◆ Exercise
Only the span from the line containing "Convert this screenshot" down to the line containing "import React from" is to be printed, exactly and inclusively, with pictures omitted.

(Code that builds pages)
%%

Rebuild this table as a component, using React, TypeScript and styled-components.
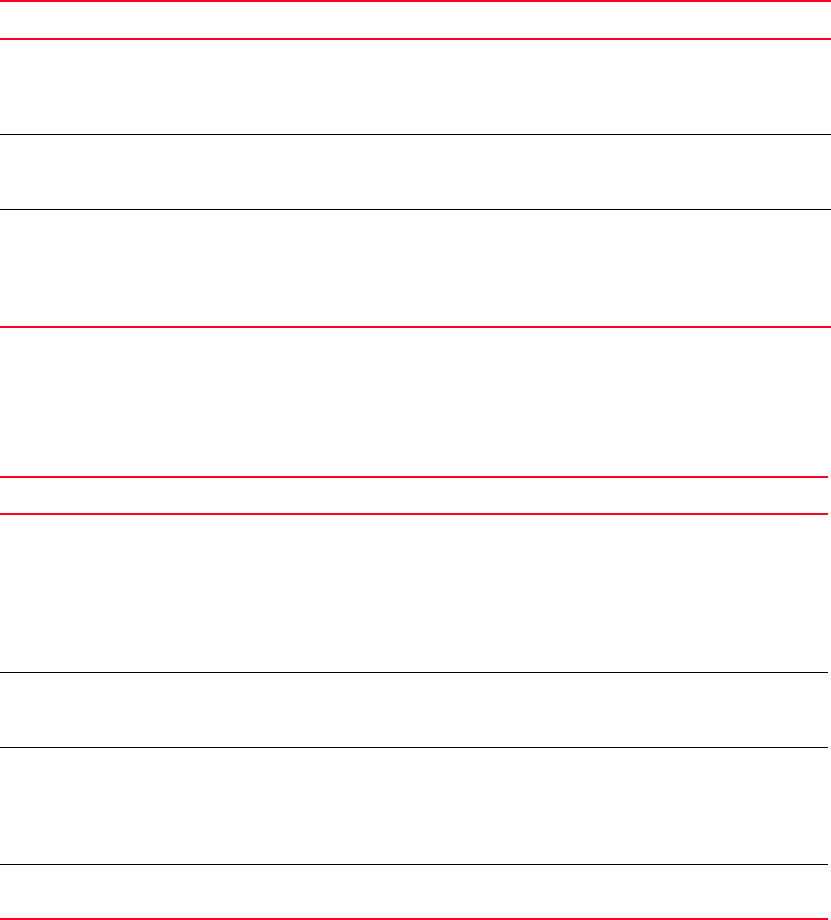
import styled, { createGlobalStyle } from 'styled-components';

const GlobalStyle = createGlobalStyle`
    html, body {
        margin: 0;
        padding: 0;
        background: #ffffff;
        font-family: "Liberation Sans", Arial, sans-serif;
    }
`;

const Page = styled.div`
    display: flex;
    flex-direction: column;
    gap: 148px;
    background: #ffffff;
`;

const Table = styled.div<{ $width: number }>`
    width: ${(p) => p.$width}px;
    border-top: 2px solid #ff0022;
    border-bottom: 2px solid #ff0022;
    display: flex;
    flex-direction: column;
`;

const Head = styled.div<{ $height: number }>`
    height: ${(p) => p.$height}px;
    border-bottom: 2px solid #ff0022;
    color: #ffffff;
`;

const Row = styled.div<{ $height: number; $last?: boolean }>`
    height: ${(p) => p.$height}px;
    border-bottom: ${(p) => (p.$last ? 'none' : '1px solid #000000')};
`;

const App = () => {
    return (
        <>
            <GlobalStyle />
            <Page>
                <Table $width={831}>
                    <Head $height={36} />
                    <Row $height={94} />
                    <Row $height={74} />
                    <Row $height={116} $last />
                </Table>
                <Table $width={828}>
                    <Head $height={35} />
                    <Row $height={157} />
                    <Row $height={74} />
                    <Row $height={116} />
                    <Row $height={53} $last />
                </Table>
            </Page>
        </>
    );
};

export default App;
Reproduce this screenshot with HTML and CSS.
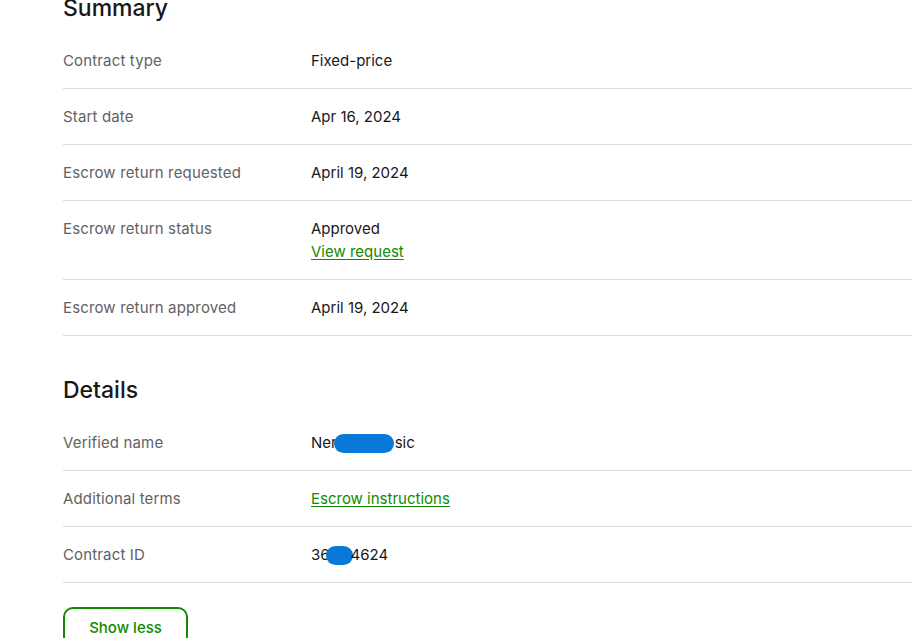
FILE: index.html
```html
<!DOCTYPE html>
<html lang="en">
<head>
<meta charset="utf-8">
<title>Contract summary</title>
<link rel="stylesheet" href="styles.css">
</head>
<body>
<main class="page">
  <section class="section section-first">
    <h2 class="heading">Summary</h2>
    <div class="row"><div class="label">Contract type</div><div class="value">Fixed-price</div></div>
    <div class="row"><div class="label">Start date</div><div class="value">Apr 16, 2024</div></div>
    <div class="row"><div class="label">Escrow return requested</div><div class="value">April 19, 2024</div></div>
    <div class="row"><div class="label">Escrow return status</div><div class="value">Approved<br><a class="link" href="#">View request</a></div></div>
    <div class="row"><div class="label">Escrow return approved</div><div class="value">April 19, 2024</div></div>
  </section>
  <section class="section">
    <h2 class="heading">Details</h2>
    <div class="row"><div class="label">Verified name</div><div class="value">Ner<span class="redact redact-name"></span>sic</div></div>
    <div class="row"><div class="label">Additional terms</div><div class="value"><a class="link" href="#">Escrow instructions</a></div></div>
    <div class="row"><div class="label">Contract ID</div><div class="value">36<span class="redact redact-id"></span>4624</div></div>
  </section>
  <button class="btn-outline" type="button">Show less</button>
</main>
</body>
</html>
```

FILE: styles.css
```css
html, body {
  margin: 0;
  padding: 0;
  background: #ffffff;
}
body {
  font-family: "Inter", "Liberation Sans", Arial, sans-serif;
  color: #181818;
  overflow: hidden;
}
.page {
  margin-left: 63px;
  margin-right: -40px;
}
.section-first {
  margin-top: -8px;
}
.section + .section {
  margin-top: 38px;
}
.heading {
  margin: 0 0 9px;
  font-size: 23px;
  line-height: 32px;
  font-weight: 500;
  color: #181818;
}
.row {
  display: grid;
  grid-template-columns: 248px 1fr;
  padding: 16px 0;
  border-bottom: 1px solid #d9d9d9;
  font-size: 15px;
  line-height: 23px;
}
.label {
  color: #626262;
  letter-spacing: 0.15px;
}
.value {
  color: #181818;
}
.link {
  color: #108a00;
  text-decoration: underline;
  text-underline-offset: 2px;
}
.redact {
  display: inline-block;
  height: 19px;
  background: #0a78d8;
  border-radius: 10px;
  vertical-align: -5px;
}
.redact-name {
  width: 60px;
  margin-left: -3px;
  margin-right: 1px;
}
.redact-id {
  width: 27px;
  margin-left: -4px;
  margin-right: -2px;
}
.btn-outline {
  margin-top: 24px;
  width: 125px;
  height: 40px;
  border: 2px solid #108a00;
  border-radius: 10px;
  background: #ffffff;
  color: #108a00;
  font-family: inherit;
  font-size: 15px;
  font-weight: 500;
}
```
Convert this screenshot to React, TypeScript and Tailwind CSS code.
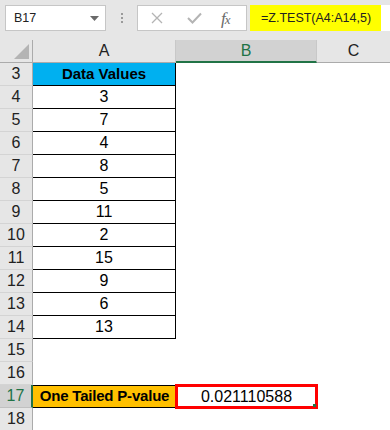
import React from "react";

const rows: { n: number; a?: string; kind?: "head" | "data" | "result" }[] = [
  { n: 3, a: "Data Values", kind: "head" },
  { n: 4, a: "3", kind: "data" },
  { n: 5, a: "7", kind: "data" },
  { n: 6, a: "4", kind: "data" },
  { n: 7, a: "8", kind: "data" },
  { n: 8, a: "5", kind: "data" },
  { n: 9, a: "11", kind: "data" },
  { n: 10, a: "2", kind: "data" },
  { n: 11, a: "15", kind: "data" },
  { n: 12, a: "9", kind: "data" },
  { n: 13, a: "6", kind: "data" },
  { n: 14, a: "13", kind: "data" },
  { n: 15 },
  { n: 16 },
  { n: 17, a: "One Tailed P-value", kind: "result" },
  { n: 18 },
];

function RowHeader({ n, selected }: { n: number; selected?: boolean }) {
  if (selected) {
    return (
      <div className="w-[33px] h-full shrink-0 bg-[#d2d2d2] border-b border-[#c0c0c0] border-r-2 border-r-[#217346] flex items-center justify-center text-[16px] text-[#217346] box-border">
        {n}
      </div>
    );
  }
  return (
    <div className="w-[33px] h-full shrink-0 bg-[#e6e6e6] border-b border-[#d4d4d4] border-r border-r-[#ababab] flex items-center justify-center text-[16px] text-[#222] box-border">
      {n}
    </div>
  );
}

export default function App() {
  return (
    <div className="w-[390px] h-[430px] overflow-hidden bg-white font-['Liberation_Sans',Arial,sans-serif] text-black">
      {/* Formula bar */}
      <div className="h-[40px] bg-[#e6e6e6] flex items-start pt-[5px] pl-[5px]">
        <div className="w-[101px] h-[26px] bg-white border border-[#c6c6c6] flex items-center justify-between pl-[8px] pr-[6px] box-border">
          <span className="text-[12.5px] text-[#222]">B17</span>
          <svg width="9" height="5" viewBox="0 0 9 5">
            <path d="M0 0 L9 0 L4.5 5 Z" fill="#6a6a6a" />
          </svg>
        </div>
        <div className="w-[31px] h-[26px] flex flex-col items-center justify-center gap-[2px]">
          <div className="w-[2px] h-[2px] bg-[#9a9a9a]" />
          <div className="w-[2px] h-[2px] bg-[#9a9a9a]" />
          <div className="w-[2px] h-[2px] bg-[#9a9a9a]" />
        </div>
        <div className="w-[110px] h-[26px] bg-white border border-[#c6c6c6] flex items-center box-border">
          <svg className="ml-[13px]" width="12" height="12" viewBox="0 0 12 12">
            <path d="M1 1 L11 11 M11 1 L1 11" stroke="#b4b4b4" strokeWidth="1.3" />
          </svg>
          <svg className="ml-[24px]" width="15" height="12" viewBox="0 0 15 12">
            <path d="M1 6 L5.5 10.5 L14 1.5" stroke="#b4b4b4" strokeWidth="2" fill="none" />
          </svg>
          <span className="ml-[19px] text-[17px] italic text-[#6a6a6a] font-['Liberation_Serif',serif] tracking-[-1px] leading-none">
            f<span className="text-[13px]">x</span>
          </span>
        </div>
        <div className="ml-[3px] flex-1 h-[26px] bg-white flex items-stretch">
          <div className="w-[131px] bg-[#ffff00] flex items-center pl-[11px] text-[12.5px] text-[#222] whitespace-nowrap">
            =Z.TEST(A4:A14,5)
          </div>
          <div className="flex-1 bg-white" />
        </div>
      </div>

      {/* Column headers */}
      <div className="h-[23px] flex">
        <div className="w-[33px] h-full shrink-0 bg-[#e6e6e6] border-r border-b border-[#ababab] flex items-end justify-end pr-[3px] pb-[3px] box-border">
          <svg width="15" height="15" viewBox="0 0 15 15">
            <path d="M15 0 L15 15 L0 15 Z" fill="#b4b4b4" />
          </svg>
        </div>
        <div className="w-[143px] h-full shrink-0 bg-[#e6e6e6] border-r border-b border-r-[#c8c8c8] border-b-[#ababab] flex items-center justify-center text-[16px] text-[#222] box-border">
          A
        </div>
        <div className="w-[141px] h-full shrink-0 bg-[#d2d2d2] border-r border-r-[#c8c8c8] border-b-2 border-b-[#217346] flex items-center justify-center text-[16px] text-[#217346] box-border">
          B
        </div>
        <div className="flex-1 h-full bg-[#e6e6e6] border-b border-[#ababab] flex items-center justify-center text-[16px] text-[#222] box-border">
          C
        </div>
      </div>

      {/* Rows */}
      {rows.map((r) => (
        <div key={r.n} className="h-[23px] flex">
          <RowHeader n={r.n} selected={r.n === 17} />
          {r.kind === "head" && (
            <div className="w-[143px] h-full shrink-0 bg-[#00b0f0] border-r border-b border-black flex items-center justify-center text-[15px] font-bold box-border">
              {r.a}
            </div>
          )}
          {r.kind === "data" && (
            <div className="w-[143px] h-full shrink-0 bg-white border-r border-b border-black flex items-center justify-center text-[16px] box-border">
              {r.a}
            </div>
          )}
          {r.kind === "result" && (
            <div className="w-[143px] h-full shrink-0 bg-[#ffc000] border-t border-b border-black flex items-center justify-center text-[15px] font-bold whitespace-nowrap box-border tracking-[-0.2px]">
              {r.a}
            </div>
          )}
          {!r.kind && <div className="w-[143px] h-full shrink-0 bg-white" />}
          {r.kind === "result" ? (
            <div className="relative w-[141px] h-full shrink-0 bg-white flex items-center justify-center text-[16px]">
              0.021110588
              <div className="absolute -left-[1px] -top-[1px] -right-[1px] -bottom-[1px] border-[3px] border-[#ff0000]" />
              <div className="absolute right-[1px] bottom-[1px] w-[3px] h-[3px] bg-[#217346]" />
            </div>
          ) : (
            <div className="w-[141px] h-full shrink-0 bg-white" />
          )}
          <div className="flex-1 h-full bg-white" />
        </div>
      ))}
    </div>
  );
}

%%

◆ Result of the task
Convert this screenshot to React, TypeScript and Tailwind CSS code.
import React from "react";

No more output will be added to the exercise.